Kinda irrelevant because our current system doesn't work based on a majority of the population. The Conservative government owns the majority of the seats in the house of commons under the current rule, so stating the whole population argument means nothing.

And because of the multiple party rule you could argue that Mulcair has even less of a right to speak foreignly against the government and whoever is leading the Liberals even less.

As it stands I am ok with an elected official debating government policy within the house, that's their job. But going to a foreign government and speaking against the policy of the government which has the majority of the seats in the house of common is absolutely ridiculous. Even under your definition, the NDP garnered a smaller chunk of the population then the conservatives so you should be blasting Mulcair for speaking on behalf of Canada.

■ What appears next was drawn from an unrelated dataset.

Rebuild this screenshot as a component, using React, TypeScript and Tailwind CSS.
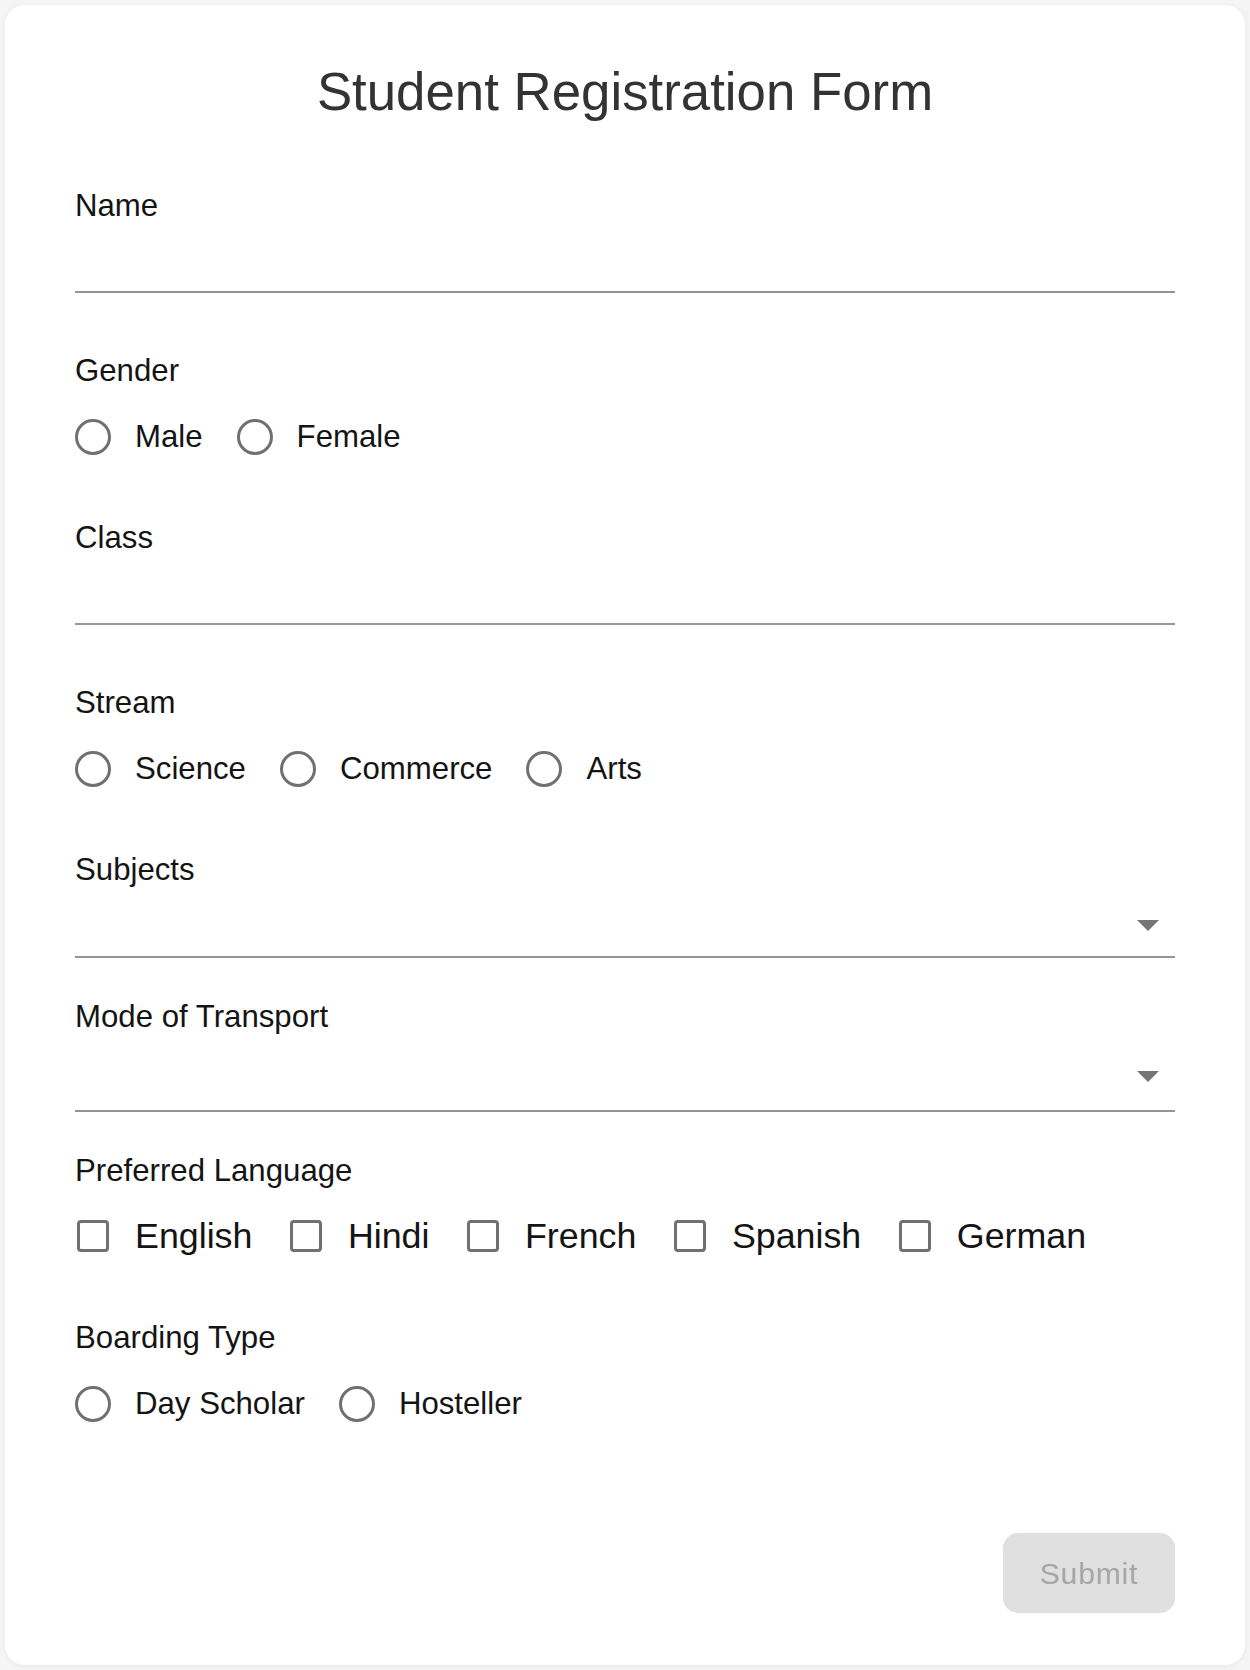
import React, { useState } from 'react';

// Registration form: labels, underlined fields, radio / checkbox groups
const font = "font-['Liberation_Sans','Helvetica',Arial,sans-serif]";

function Label({ text, className = '' }: { text: string; className?: string }) {
    return <div className={`text-[31.2px] leading-[36px] text-[#141414] ${className}`}>{text}</div>;
}

function RadioGroup({ name, options, value, onChange, className = '' }: {
    name: string;
    options: string[];
    value: string;
    onChange: (v: string) => void;
    className?: string;
}) {
    return (
        <div className={`flex h-[45px] items-center gap-[34px] ${className}`}>
            {options.map(opt => (
                <label key={opt} className="flex cursor-pointer items-center" onClick={() => onChange(opt)}>
                    <span className="flex h-[36px] w-[36px] items-center justify-center rounded-full border-[3px] border-[#707070]">
                        {value === opt && <span className="h-[16px] w-[16px] rounded-full bg-[#707070]" />}
                    </span>
                    <span className="ml-[24px] text-[31.2px] leading-[36px] text-[#141414]">{opt}</span>
                    <input type="radio" name={name} className="hidden" readOnly checked={value === opt} />
                </label>
            ))}
        </div>
    );
}

function Select({ height, arrowTop }: { height: string; arrowTop: string }) {
    return (
        <div className={`flex justify-end border-b-2 border-[#949494] pr-[16px] ${height} ${arrowTop}`}>
            <svg width="22" height="11" viewBox="0 0 22 11">
                <polygon points="0,0 22,0 11,11" fill="#757575" />
            </svg>
        </div>
    );
}

export default function App() {
    const [gender, setGender] = useState('');
    const [stream, setStream] = useState('');
    const [boarding, setBoarding] = useState('');
    const [langs, setLangs] = useState<string[]>([]);

    const toggleLang = (l: string) =>
        setLangs(prev => (prev.includes(l) ? prev.filter(x => x !== l) : [...prev, l]));

    return (
        <div className={`min-h-[1670px] w-full bg-[#f5f5f5] p-[5px] ${font}`}>
            <div className="flex flex-col rounded-[20px] bg-white px-[70px] pt-[57px] pb-[52px] shadow-[0_1px_6px_rgba(0,0,0,0.06)]">
                <h1 className="text-center text-[52.8px] leading-[60px] text-[#333333]">Student Registration Form</h1>

                {/* Name */}
                <Label text="Name" className="mt-[66px]" />
                <div className="h-[69px] border-b-2 border-[#949494]" />

                {/* Gender */}
                <Label text="Gender" className="mt-[60px]" />
                <RadioGroup name="gender" options={['Male', 'Female']} value={gender} onChange={setGender} className="mt-[25px]" />

                {/* Class */}
                <Label text="Class" className="mt-[61px]" />
                <div className="h-[69px] border-b-2 border-[#949494]" />

                {/* Stream */}
                <Label text="Stream" className="mt-[60px]" />
                <RadioGroup name="stream" options={['Science', 'Commerce', 'Arts']} value={stream} onChange={setStream} className="mt-[25px]" />

                {/* Subjects */}
                <Label text="Subjects" className="mt-[61px]" />
                <Select height="h-[70px]" arrowTop="pt-[32px]" />

                {/* Transport */}
                <Label text="Mode of Transport" className="mt-[41px]" />
                <Select height="h-[77px]" arrowTop="pt-[36px]" />

                {/* Languages */}
                <Label text="Preferred Language" className="mt-[41px]" />
                <div className="mt-[24px] flex h-[45px] items-center gap-[35.5px]">
                    {['English', 'Hindi', 'French', 'Spanish', 'German'].map(l => (
                        <label key={l} className="flex cursor-pointer items-center" onClick={() => toggleLang(l)}>
                            <span className="flex h-[36px] w-[36px] items-center justify-center">
                                <span className={`h-[32px] w-[32px] rounded-[4px] border-[3px] border-[#707070] ${langs.includes(l) ? 'bg-[#707070]' : ''}`} />
                            </span>
                            <span className="ml-[24px] text-[35.8px] leading-[42px] text-[#141414]">{l}</span>
                        </label>
                    ))}
                </div>

                {/* Boarding */}
                <Label text="Boarding Type" className="mt-[62px]" />
                <RadioGroup name="boarding" options={['Day Scholar', 'Hosteller']} value={boarding} onChange={setBoarding} className="mt-[25px]" />

                <button
                    disabled
                    className="mt-[107px] h-[80px] w-[172px] self-end rounded-[15px] bg-[#e0e0e0] text-[30px] tracking-[0.86px] text-[#a6a6a6]"
                >
                    Submit
                </button>
            </div>
        </div>
    );
}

And no you can't combine the votes of the Libs and NDP since they are not a united party but two completely seperate entities with two completely different mandates and pretty much platforms.

The whole logic that the NDP and Libs had a larger population vote is BS political theory until they merge into one party.

but its irrelevant our elections are based on seats, the conservatives have the majority of the seats and therefore their views and policies as passed by the house are in this case and any case the views of Canada.



Quote:
Originally Posted by SebC View Post
I understand how the system "works". I also understand how it fails. Harper has a majority of the House, but to me that doesn't give him the same legitimacy (in the logical sense, not the legal sense) that having support from the majority of the population would. Should a non-majority plurality of voters be able to give someone the authority to be our only voice internationally? I don't think it should. I don't think a non-majority plurality of voters should give someone all domestic government power either.
Mulcair's party had a smaller percentage of the popular vote in the last election so by your theory he has even less of a right to open his big yap and contravene the policies of the elected government during a official foreign visit that's not paid for by the NDP but paid for by the taxpayers.



Quote:
Originally Posted by SebC View Post
If we had a system where the PM actually represents the majority of the population, I would be much more receptive to arguments that opposition should not be advancing their positions abroad. But we don't have such a system. I argue that we should.

And Mulcair was elected leader of the NDP by a majority, thanks to run-off voting.
But we don't and until we do your theory has no standing, we are represented by seats in the house, the Conservatives have the majority, they pass bills and therefore the conservatives not only govern, but represent Canada as the official government.

Until the system changes that's the way its going to be.

Out of curiosity would you have said the same thing when Chretien had a majority but didn't have the popular vote?